Relating to or contained in the Bible. “the biblical account of creation”

resembling the language or style of the Bible. “there is a biblical cadence in the last words he utters”

Or, there’s this definition…..

very great; on a large scale. “we need rainfall of biblical proportions to bring us back to normal”

 

Story by Sandi Argo

Photos contributed by Bruce and Rebecca Hall

 

 

 

 

 

 

 

 

A local (Jack County) couple returned recently from a trip to the Holy Land. A trip that went beyond “epic”…one that can only be described as Biblical. For Pastor Bruce Hall, Biblical Archaeologist, and his wife, Rebecca, the trip to the Qumran area will be one that they will never forget.

In what some are saying could be the “Find of the 21st Century” the Halls, along with a team of scientists and other archaeologists (lead by Dr. Randall Price, from Liberty University in Virginia), have discovered evidence of a 12th cave that once held the Dead Sea Scrolls.  Dr. Price was the American Dig Director and Pastor Hall served on his staff as the General Area Supervisor.

Pastor and Archaeologist Bruce Hall and wife, Rebecca, taking a photo op during a recent trip to the Holy Land. This trip would soon find itself to be one of a historical…Biblical…nature.

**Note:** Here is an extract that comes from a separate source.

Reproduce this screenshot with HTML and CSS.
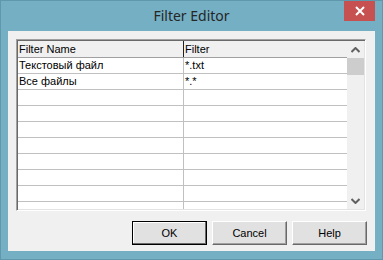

The Dead Sea Scrolls are a collection of some 981 different manuscripts discovered originally in 11 caves between 1946/47, 1956 and 2017 in (now) 12 caves in the immediate vicinity of the Jewish settlement at Khirbet Qumran in the eastern Judaean Desert, of the modern West Bank. The caves are located about 1.2 miles inland from the northwest shore of the Dead Sea from which they, and the scrolls hidden within, get their name. Hall stated “Keep in mind that we were 1300 feet below sea level. It is the lowest place on earth”. As Hall explained “Qumran is the town…where the ruins are, Khirbet means ‘the ruins of’. Qumran is where the old city used to be, and then these caves are the scroll library.  Near the Qumran ruins there are 300 to 600 caves. If you go “down the beach” of the Dead Sea, which is toward Ein-Gedi, there are over 1600 caves estimated in the cliffs. So there are caves all over the place. “Dr. Price is the one that decided that this cave (then labeled cave # 53 now cave # Q12) was the best one that could show us something”.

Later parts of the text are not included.